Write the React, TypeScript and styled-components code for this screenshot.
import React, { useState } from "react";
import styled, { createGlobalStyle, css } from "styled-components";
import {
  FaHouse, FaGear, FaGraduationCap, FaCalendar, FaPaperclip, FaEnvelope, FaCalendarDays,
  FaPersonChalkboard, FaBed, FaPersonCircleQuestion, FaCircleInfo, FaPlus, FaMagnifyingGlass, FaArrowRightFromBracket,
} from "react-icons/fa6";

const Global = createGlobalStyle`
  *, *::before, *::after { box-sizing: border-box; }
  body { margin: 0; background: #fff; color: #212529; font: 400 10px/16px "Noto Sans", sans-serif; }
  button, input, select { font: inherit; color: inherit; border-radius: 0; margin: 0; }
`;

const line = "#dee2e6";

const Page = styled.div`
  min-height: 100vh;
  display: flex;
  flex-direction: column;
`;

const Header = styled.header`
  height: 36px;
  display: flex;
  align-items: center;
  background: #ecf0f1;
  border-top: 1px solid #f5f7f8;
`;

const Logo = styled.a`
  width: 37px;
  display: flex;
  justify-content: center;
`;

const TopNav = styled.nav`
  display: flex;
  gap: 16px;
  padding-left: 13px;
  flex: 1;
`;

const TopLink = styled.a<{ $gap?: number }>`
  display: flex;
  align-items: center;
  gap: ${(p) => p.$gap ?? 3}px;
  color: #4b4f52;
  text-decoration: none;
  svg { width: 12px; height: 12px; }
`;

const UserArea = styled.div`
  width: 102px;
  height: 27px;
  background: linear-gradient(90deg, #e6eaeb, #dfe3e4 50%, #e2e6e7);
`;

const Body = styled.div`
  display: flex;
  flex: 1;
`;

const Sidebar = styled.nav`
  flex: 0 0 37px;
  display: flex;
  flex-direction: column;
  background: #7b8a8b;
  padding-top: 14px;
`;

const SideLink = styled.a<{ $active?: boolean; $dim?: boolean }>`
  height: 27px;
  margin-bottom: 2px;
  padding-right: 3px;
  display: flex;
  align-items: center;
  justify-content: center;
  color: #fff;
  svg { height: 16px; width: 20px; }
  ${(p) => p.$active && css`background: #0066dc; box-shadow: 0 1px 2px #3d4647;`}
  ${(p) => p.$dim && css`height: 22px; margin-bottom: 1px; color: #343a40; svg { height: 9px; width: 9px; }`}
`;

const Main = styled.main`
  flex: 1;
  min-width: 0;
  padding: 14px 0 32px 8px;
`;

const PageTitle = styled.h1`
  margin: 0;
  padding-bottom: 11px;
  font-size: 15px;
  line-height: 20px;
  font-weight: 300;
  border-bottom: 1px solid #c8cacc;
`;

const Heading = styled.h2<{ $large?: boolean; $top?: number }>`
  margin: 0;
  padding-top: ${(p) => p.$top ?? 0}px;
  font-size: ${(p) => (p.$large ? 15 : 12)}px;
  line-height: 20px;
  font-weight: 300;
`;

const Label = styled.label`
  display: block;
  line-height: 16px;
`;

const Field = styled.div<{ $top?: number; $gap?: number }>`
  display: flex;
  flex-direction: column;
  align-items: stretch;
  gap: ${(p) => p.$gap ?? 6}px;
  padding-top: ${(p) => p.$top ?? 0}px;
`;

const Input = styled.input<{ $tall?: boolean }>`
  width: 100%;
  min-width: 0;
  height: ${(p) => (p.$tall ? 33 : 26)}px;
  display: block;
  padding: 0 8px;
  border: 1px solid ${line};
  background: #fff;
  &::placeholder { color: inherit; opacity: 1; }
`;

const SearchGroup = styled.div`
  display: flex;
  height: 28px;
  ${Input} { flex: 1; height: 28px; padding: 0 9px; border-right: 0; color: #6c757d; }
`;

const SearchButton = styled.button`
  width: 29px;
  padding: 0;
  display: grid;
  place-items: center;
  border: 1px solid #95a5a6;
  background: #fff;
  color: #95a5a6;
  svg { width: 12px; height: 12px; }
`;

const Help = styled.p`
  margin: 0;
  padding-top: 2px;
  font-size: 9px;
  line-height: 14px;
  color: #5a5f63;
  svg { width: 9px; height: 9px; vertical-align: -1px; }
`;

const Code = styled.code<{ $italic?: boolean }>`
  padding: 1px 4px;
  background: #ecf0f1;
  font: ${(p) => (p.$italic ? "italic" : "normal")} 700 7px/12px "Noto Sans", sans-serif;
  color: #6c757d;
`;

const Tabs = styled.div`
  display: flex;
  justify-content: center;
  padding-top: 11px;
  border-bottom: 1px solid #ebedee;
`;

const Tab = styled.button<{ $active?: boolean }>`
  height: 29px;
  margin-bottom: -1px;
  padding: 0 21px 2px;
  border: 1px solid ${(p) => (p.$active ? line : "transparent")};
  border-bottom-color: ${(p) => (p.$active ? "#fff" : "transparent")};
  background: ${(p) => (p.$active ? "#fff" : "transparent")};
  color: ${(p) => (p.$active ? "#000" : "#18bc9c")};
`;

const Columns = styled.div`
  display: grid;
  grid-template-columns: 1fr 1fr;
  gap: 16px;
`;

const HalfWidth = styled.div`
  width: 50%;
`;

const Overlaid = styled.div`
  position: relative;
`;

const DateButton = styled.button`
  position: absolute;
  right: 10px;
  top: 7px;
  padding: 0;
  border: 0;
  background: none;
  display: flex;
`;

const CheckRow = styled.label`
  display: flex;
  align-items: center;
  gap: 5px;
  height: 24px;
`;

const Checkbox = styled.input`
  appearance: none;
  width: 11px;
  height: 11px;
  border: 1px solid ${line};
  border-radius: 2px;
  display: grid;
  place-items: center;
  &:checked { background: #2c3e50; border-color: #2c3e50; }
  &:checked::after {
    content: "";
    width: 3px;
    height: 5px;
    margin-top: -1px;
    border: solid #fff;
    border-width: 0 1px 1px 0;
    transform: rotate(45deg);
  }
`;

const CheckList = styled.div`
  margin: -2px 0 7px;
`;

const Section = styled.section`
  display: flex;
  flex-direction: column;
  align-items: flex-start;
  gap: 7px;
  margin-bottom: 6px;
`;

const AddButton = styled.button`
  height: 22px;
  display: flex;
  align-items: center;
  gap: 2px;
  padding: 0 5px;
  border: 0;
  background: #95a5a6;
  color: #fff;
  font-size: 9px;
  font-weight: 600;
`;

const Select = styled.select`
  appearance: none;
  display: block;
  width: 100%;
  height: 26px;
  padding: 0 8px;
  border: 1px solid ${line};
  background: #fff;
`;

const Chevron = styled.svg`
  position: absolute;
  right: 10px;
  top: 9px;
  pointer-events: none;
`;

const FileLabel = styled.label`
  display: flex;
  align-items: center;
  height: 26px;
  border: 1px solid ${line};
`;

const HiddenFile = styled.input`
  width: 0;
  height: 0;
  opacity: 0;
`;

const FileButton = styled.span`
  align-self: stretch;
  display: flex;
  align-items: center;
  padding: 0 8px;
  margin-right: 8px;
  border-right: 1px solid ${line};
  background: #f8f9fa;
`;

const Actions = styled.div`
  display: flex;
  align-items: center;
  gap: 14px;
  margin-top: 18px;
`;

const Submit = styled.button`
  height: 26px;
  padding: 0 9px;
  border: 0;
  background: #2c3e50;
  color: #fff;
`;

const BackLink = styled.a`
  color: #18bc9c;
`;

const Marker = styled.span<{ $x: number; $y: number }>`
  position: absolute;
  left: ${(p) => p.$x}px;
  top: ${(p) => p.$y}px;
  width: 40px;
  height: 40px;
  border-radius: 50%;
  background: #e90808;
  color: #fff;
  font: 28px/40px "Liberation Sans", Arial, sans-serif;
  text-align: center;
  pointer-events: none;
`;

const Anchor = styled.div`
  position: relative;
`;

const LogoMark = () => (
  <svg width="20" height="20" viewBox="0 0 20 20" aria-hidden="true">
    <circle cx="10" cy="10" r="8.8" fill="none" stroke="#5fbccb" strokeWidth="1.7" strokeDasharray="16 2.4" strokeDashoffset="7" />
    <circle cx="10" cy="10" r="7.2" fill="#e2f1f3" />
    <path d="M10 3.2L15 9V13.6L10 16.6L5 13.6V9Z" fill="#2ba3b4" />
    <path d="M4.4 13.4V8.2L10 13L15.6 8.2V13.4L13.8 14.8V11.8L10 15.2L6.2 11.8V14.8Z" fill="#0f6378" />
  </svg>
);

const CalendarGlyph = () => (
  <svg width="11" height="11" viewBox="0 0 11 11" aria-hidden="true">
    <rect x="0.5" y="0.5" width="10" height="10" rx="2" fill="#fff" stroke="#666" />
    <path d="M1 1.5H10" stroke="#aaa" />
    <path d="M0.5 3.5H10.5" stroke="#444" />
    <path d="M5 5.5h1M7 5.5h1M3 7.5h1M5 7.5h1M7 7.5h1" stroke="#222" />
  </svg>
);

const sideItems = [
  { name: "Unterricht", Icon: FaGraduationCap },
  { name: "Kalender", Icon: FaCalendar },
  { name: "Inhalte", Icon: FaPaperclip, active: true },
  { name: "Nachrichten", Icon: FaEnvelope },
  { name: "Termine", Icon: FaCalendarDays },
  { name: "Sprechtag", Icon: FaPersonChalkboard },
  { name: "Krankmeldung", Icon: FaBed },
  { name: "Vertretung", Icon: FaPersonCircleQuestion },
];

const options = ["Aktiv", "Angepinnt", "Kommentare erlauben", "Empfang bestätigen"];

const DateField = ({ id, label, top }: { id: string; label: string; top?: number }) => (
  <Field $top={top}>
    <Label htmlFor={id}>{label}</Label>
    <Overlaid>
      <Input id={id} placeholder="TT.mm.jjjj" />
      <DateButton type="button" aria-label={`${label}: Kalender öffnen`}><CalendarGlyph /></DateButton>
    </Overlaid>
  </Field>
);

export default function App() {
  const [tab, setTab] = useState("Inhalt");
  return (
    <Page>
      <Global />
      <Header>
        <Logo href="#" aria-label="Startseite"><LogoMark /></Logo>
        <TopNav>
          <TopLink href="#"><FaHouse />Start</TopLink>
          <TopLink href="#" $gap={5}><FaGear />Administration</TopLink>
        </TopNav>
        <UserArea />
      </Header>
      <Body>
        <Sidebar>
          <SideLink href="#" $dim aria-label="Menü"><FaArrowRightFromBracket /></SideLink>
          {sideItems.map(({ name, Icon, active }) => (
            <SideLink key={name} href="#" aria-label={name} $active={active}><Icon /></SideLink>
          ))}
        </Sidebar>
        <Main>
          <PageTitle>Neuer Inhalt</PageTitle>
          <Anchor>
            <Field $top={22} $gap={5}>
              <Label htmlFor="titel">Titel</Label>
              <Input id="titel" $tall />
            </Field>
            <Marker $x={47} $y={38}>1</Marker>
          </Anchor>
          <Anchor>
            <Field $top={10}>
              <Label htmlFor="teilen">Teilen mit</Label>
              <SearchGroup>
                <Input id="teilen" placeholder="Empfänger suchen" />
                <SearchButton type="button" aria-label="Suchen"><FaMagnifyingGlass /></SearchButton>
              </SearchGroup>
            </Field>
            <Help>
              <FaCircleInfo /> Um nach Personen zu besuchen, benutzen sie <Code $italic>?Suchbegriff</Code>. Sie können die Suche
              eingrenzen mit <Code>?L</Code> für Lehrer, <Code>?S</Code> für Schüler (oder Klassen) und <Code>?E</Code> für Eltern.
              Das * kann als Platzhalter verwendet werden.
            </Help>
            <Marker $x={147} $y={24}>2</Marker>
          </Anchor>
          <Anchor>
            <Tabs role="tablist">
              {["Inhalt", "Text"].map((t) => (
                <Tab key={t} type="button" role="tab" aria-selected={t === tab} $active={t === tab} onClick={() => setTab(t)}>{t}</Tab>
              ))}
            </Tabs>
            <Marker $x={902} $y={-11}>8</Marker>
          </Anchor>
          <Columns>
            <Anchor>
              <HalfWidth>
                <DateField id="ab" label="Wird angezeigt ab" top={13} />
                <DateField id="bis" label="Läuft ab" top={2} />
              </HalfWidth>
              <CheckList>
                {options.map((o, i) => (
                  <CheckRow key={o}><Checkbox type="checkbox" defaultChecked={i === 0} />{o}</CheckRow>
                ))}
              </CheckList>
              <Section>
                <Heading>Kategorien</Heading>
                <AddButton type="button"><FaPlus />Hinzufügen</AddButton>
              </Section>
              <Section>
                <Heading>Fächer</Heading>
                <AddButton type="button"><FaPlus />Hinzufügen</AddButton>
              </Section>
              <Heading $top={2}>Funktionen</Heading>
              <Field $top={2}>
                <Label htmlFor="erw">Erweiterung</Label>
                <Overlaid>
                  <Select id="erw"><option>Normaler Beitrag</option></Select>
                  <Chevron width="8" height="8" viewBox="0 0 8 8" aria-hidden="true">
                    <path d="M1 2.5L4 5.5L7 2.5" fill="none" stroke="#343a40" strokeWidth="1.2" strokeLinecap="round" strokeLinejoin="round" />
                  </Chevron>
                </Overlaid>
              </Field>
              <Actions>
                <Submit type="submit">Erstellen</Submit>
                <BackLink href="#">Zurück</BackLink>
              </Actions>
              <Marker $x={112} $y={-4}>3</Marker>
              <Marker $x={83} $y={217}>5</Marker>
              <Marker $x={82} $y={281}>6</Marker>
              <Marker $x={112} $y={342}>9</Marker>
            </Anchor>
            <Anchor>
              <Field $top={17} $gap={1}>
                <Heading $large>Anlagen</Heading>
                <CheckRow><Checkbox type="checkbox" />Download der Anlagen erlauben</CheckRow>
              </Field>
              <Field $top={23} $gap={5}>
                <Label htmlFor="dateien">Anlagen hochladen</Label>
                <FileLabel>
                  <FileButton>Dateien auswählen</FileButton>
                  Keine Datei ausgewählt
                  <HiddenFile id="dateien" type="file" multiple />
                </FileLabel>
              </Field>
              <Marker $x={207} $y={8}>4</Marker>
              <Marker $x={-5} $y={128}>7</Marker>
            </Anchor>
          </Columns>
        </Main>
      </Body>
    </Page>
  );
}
---+---
What the task requires:
Which lines hold the word "components"? Copy every one of them.

Answer in full:
Write the React, TypeScript and styled-components code for this screenshot.
import styled, { createGlobalStyle, css } from "styled-components";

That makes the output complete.